__Given problem__
Find every line of the listing below where "styles" appears, and copy it.
====
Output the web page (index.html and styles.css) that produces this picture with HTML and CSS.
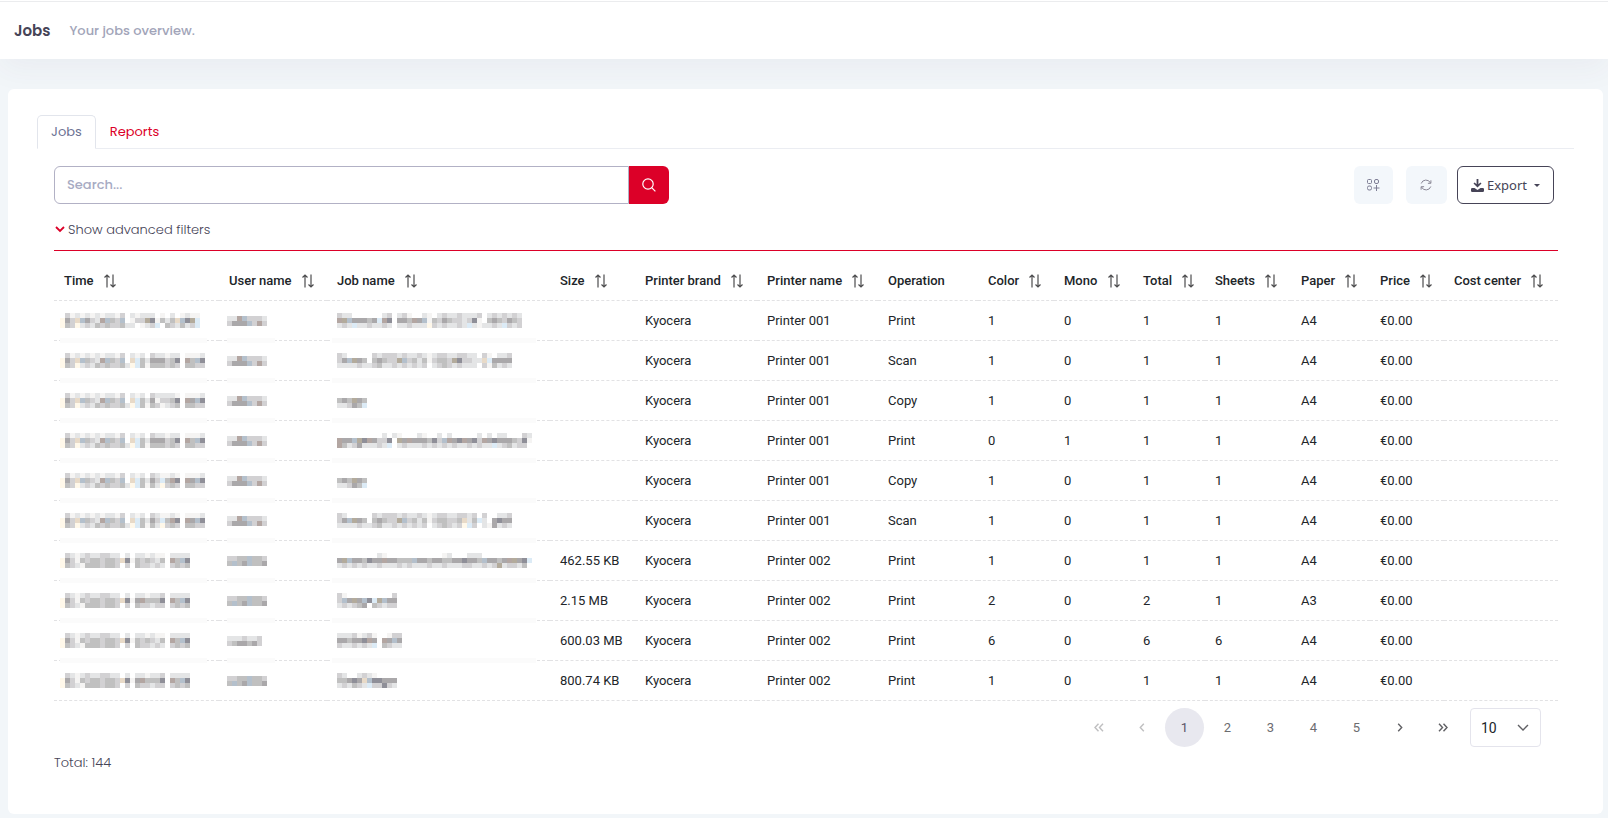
FILE: index.html
```html
<!DOCTYPE html>
<html lang="en">
<head>
  <meta charset="UTF-8">
  <title>Jobs</title>
  <link rel="stylesheet" href="styles.css">
</head>
<body>

  <svg class="sprite" aria-hidden="true">
    <symbol id="sort" viewBox="0 0 14 14">
      <path d="M4 13.5V1M1.500 3.500L4 1l2.500 2.500M10 .5V13M7.500 10.500L10 13l2.500-2.500" fill="none" stroke="currentColor" stroke-width="1.200"/>
    </symbol>
  </svg>

  <header class="subheader">
    <h1>Jobs</h1>
    <span class="subtitle">Your jobs overview.</span>
  </header>

  <main class="card">
    <nav class="tabs">
      <a class="tab active" href="#jobs">Jobs</a>
      <a class="tab" href="#reports">Reports</a>
    </nav>

    <section class="content">
      <div class="toolbar">
        <form class="search">
          <input type="text" id="search" placeholder="Search..." aria-label="Search">
          <button type="button" aria-label="Search">
            <svg width="14" height="14" viewBox="0 0 14 14" fill="none" stroke="#fff" stroke-width="1.200"><circle cx="6" cy="6" r="5.200"/><path d="M9.700 9.700l3.700 3.700"/></svg>
          </button>
        </form>
        <div class="actions">
          <button class="btn-light" type="button" aria-label="Columns">
            <svg width="12" height="12" viewBox="0 0 12 12" fill="none" stroke="#7e7e95"><rect x=".5" y=".5" width="4" height="4" rx="1"/><rect x="7.500" y=".5" width="4" height="4" rx="1.500"/><rect x=".5" y="7" width="4" height="4" rx="1.500"/><path d="M9.500 6v6M6.500 9h6"/></svg>
          </button>
          <button class="btn-light refresh" type="button" aria-label="Refresh">
            <svg width="12" height="12" viewBox="0 0 12 12" fill="none" stroke="#8a8796"><path d="M1.200 4.500A5 5 0 0 1 10.500 4M10.800 7.500A5 5 0 0 1 1.500 8"/><path d="M10.900 1.300v3h-3M1.100 10.700v-3h3"/></svg>
          </button>
          <button class="btn-export" type="button">
            <svg width="13" height="13" viewBox="0 0 13 13" fill="#464457"><path d="M5.600 0h1.800v5.300l2-1.900 1.100 1.200-4 3.900-4-3.900 1.100-1.200 2 1.900z"/><path d="M1.200 9h2.300l3 2 3-2h2.300q1.200 0 1.200 1.200v1.600Q13 13 11.800 13H1.200Q0 13 0 11.800v-1.600Q0 9 1.200 9z"/></svg>
            <span>Export</span>
            <i class="caret"></i>
          </button>
        </div>
      </div>

      <a class="advanced" href="#filters">
        <svg width="10" height="7" viewBox="0 0 10 7" fill="none" stroke="#dc0028" stroke-width="1.800"><path d="M1 1l4 4 4-4"/></svg>
        Show advanced filters
      </a>

      <table class="jobs">
        <colgroup>
          <col class="c-time"><col class="c-user"><col class="c-job"><col class="c-size"><col class="c-brand"><col class="c-printer"><col class="c-op">
          <col class="c-color"><col class="c-mono"><col class="c-total"><col class="c-sheets"><col class="c-paper"><col class="c-price"><col class="c-cost">
        </colgroup>
        <thead>
          <tr>
            <th>Time <svg><use href="#sort"/></svg></th>
            <th>User name <svg><use href="#sort"/></svg></th>
            <th>Job name <svg><use href="#sort"/></svg></th>
            <th>Size <svg><use href="#sort"/></svg></th>
            <th>Printer brand <svg><use href="#sort"/></svg></th>
            <th>Printer name <svg><use href="#sort"/></svg></th>
            <th>Operation</th>
            <th>Color <svg><use href="#sort"/></svg></th>
            <th>Mono <svg><use href="#sort"/></svg></th>
            <th>Total <svg><use href="#sort"/></svg></th>
            <th>Sheets <svg><use href="#sort"/></svg></th>
            <th>Paper <svg><use href="#sort"/></svg></th>
            <th>Price <svg><use href="#sort"/></svg></th>
            <th>Cost center <svg><use href="#sort"/></svg></th>
          </tr>
        </thead>
        <tbody id="rows"></tbody>
      </table>

      <div class="paginator">
        <button type="button" disabled aria-label="First page"><svg width="10" height="9" viewBox="0 0 10 9"><path d="M4.500.8L1 4.500l3.500 3.700M9 .8L5.500 4.500 9 8.200"/></svg></button>
        <button type="button" disabled aria-label="Previous page"><svg width="6" height="9" viewBox="0 0 6 9"><path d="M4.800.8L1.300 4.500l3.500 3.700"/></svg></button>
        <button type="button" class="current">1</button>
        <button type="button">2</button>
        <button type="button">3</button>
        <button type="button">4</button>
        <button type="button">5</button>
        <button type="button" aria-label="Next page"><svg width="6" height="9" viewBox="0 0 6 9"><path d="M1.200.8l3.500 3.700-3.500 3.700"/></svg></button>
        <button type="button" aria-label="Last page"><svg width="10" height="9" viewBox="0 0 10 9"><path d="M1 .8l3.500 3.700L1 8.200M5.500.8L9 4.500 5.500 8.200"/></svg></button>
        <label class="page-size">
          <select aria-label="Rows per page"><option>10</option><option>25</option><option>50</option></select>
          <svg width="12" height="8" viewBox="0 0 12 8"><path d="M1 1l5 5 5-5"/></svg>
        </label>
      </div>

      <div class="total">Total: 144</div>
    </section>
  </main>

  <script src="jobs.js"></script>
</body>
</html>
```

FILE: jobs.js
```js
// Private values are shown as blocks. One letter is one 5px block.
const shades = {
  w: '#f5f4f3', a: '#e4e5e6', b: '#d2d1d3', c: '#c0c0c0', d: '#aaa8aa', e: '#8f8f98',
  y: '#fff8ea', p: '#e8dac8', s: '#dcebf6', l: '#b4c0cc', r: '#b3a6a2', k: '#b3ab9c'
};

const times = {
  t1: ['.bwawawawaawb.awaaa.w.a.waww', 'ydbpldbarlcbl.wbbkewcacpleks', 'ycbyabacbcbbcaa.wabs.cbacabs'],
  t2: ['.bwawawawaawb.awa.baawaa.wwwa', 'ydbplcbarlcbl.pscadddbce.rcle', 'ycbyabacbcbbcayscwcccbcb.ccbb'],
  t3: ['.bwawawawaawb.awa.baaaaw.wwwa', 'ydbplcbarlcbl.pscadwbbce.rdle', 'ycbyabacbcbbcayscwcbwabc.ccbb'],
  t4: ['.bwawawawaawb.awa.bawwaw.wwwa', 'ydbplcbarlcbl.pscadbscre.rdle', 'ycbyabacbcbbcayscwcaybcb.ccbb'],
  t5: ['.bawabaabbaa.a.aawaww.aaaa', 'ydbwcbccbccbpewcbcbac.rcle', 'ycbawcccbccb.b.cbbaba.bcbc'],
  t6: ['.bawabaabbaa.a.aawaab.aaaa', 'ydbwcbccbccbpewdrccce.rcle', 'ycbawcccbccb.b.cbbabb.bcbc']
};

const users = {
  u1: ['aarlbbba', 'bdddlbrb'],
  u2: ['bbcclccb', 'clcdlccd'],
  u3: ['aaabaab', 'bcddcdb']
};

const names = {
  n1: ['baa......ab.abw..aw.abaabaaab.abababa', 'rkldddcdsre.ddcrdlwcbdcbbabew.cdcbdcb', 'abasaabaaba.aabaaaybabaabasawaabasbab'],
  n2: ['ba.....babbbabaabawabbaabbaa.bw.aab', 'bdlkdc.cdcbbklbcacwbccbkebbaapsdddd', 'aaaabaabcaabababab.abcbabaaa.bwcaba'],
  n3: ['......', 'cdckdc', 'aabdcs'],
  n4: ['.........a.aw...aw..a.a.....a.a.aa...ba', 'rddlkerdbbe.kdrdddceblrderdebrdedddcbew', 'rcabdaaabas.abaaababababaababaasabcabb.'],
  n5: ['ba.....babbbabaabawabbaabbab.b..aab', 'bdlkdc.cdcbbklbcacwbccbbcpacsa.dedd', 'aaaabaabcaabababab.abcbabysb.awdaba'],
  n6: ['........aw...........wa...aaa', 'dklddceddrddccclddcddccddeddclddcdrkdes', 'abababaabaaababaaabaabaaabbaababkabbac'],
  n7: ['bw.........b', 'bldkdleskldd', 'ababcd.cbabb'],
  n8: ['aaabwabw..wbb', 'ddcdderd.rdld', 'baababas.cbaa'],
  n9: ['ba..abaw....', 'ccdedpleeddd', 'abacbasbbeba']
};

const jobs = [
  ['t1', 'u1', 'n1', '', '001', 'Print', 1, 0, 1, 1, 'A4'],
  ['t2', 'u1', 'n2', '', '001', 'Scan', 1, 0, 1, 1, 'A4'],
  ['t3', 'u1', 'n3', '', '001', 'Copy', 1, 0, 1, 1, 'A4'],
  ['t2', 'u1', 'n4', '', '001', 'Print', 0, 1, 1, 1, 'A4'],
  ['t4', 'u1', 'n3', '', '001', 'Copy', 1, 0, 1, 1, 'A4'],
  ['t4', 'u1', 'n5', '', '001', 'Scan', 1, 0, 1, 1, 'A4'],
  ['t5', 'u2', 'n6', '462.55 KB', '002', 'Print', 1, 0, 1, 1, 'A4'],
  ['t6', 'u2', 'n7', '2.15 MB', '002', 'Print', 2, 0, 2, 1, 'A3'],
  ['t5', 'u3', 'n8', '600.03 MB', '002', 'Print', 6, 0, 6, 6, 'A4'],
  ['t6', 'u2', 'n9', '800.74 KB', '002', 'Print', 1, 0, 1, 1, 'A4']
];

function blocks(lines) {
  const size = 5;
  const width = Math.max(...lines.map(line => line.length)) * size;
  let rects = '';
  lines.forEach((line, y) => {
    [...line].forEach((letter, x) => {
      if (shades[letter]) {
        rects += `<rect x="${x * size}" y="${y * size}" width="${size}" height="${size}" fill="${shades[letter]}"/>`;
      }
    });
  });
  return `<svg width="${width}" height="${lines.length * size}" shape-rendering="crispEdges">${rects}</svg>`;
}

document.getElementById('rows').innerHTML = jobs.map(job => {
  const [time, user, name, size, printer, ...rest] = job;
  return `
    <tr>
      <td class="hidden-time">${blocks(times[time])}</td>
      <td class="hidden-user">${blocks(users[user])}</td>
      <td class="hidden-name">${blocks(names[name])}</td>
      <td>${size}</td>
      <td>Kyocera</td>
      <td>Printer ${printer}</td>
      ${rest.map(value => `<td>${value}</td>`).join('')}
      <td>€0.00</td>
      <td></td>
    </tr>`;
}).join('');
```

FILE: styles.css
```css
* {
  box-sizing: border-box;
}
body {
  margin: 0;
  background: #f2f6f9;
  color: #464457;
  font: 13px/20px Poppins, Inter, sans-serif;
}
button, input, select {
  font: inherit;
}
a {
  text-decoration: none;
}
.sprite {
  display: none;
}

/* page header */
.subheader {
  display: flex;
  align-items: center;
  gap: 19px;
  height: 59px;
  padding: 3px 14px 0;
  background: linear-gradient(#fff 1px, #ebecee 1px, #ebecee 2px, #fff 2px);
  box-shadow: 0 10px 30px rgba(82, 63, 105, 0.05);
}
.subheader h1 {
  margin: 0;
  font-size: 15px;
  font-weight: 600;
}
.subtitle {
  color: #a2a5b9;
  font-weight: 500;
}

.card {
  position: relative;
  margin: 30px 5px 3px 8px;
  padding: 26px 29px 41px;
  background: #fff;
  border-radius: 6px;
}
.tabs {
  display: flex;
  border-bottom: 1px solid #ebedf2;
}
.tab {
  margin-bottom: -1px;
  padding: 6px 13px;
  border: 1px solid transparent;
  border-radius: 5px 5px 0 0;
  color: #dc0028;
}
.tab.active {
  border-color: #e2e5ec;
  border-bottom-color: #fff;
  background: #fff;
  color: #6c7293;
}
.content {
  padding: 17px 16px 0 17px;
}

/* search and buttons */
.toolbar {
  display: flex;
  justify-content: space-between;
  padding-right: 4px;
}
.search {
  display: flex;
  width: 41%;
  height: 38px;
}
.search input {
  flex: 1;
  min-width: 0;
  padding: 0 12px;
  border: 1px solid #b2b1c5;
  border-radius: 6px 0 0 6px;
}
.search input::placeholder {
  color: #a7abc3;
  font-weight: 500;
}
.search button {
  display: grid;
  place-items: center;
  width: 40px;
  padding: 0;
  border: 0;
  border-radius: 0 6px 6px 0;
  background: #dc0028;
}
.actions {
  display: flex;
}
.btn-light {
  display: grid;
  place-items: center;
  width: 39px;
  padding: 0;
  margin-right: 13px;
  border: 0;
  border-radius: 6px;
  background: #f3f7fb;
}
.btn-light svg {
  overflow: visible;
}
.btn-light.refresh {
  width: 41px;
  margin-right: 10px;
}
.btn-export {
  display: flex;
  align-items: center;
  gap: 3px;
  padding: 0 13px;
  border: 1px solid #464457;
  border-radius: 6px;
  background: #fff;
  color: #464457;
  font-family: "Noto Sans", sans-serif;
}
.caret {
  margin-left: 4px;
  border: 3px solid transparent;
  border-top-color: #464457;
  border-bottom: 0;
}
.advanced {
  display: flex;
  align-items: center;
  gap: 3px;
  height: 47px;
  padding-top: 5px;
  border-bottom: 1px solid #dc0028;
  color: #464457;
  font-weight: 300;
}
.advanced svg {
  margin-left: 1px;
}

/* jobs table */
.jobs {
  width: 100%;
  table-layout: fixed;
  border-spacing: 0;
  color: #212529;
  font: 13px/20px Roboto, sans-serif;
}
.c-time { width: 165px; }
.c-user { width: 108px; }
.c-job { width: 223px; }
.c-size { width: 85px; }
.c-brand { width: 122px; }
.c-printer { width: 121px; }
.c-op { width: 100px; }
.c-color { width: 76px; }
.c-mono { width: 79px; }
.c-total { width: 72px; }
.c-sheets { width: 86px; }
.c-paper { width: 79px; }
.c-price { width: 74px; }
.c-cost { width: 114px; }
.jobs th,
.jobs td {
  height: 40px;
  padding: 0 0 0 10px;
  border-bottom: 1px dashed #e2e2e4;
  text-align: left;
  white-space: nowrap;
}
.jobs th {
  height: 50px;
  padding-top: 10px;
  font-weight: 500;
}
.jobs th svg {
  width: 14px;
  height: 14px;
  margin-left: 6px;
  color: #4c4c4e;
  vertical-align: -3px;
}
.jobs td svg {
  display: block;
}
.jobs td.hidden-time,
.jobs td.hidden-user,
.jobs td.hidden-name {
  position: relative;
}
.jobs td.hidden-time {
  padding-left: 6px;
}
.jobs td.hidden-user {
  padding-left: 8px;
}
/* light strip left over the row line */
.hidden-time::after,
.hidden-user::after,
.hidden-name::after {
  content: "";
  position: absolute;
  bottom: -3px;
  left: 6px;
  width: 147px;
  height: 5px;
  background: #fbfbfb;
}
.hidden-user::after {
  left: 8px;
  width: 48px;
}
.hidden-name::after {
  left: 5px;
  width: 204px;
}
.jobs tr:last-child td::after {
  display: none;
}

/* paging */
.paginator {
  display: flex;
  justify-content: flex-end;
  gap: 4px;
  padding: 7px 17px 0 0;
  font-family: Roboto, sans-serif;
}
.paginator button {
  display: grid;
  place-items: center;
  width: 39px;
  height: 39px;
  padding: 0;
  border: 0;
  border-radius: 50%;
  background: none;
  color: #6c6c70;
}
.paginator button.current {
  background: #e8e8ef;
  color: #5c5468;
}
.paginator button:disabled {
  opacity: 0.4;
}
.paginator svg {
  fill: none;
  stroke: #606064;
  stroke-width: 1.4px;
}
.page-size {
  display: grid;
  align-items: center;
  width: 71px;
  margin-left: 4px;
}
.page-size select,
.page-size svg {
  grid-area: 1 / 1;
}
.page-size select {
  width: 100%;
  height: 39px;
  padding: 0 10px;
  border: 1px solid #e4e4ec;
  border-radius: 4px;
  background: #fff;
  color: #212529;
  font-size: 14px;
  appearance: none;
}
.page-size svg {
  justify-self: end;
  margin-right: 12px;
  pointer-events: none;
}
.total {
  margin-top: 6px;
  color: #464457;
  font-weight: 300;
}
```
====
__Task result__
Output the web page (index.html and styles.css) that produces this picture with HTML and CSS.
  <link rel="stylesheet" href="styles.css">
FILE: styles.css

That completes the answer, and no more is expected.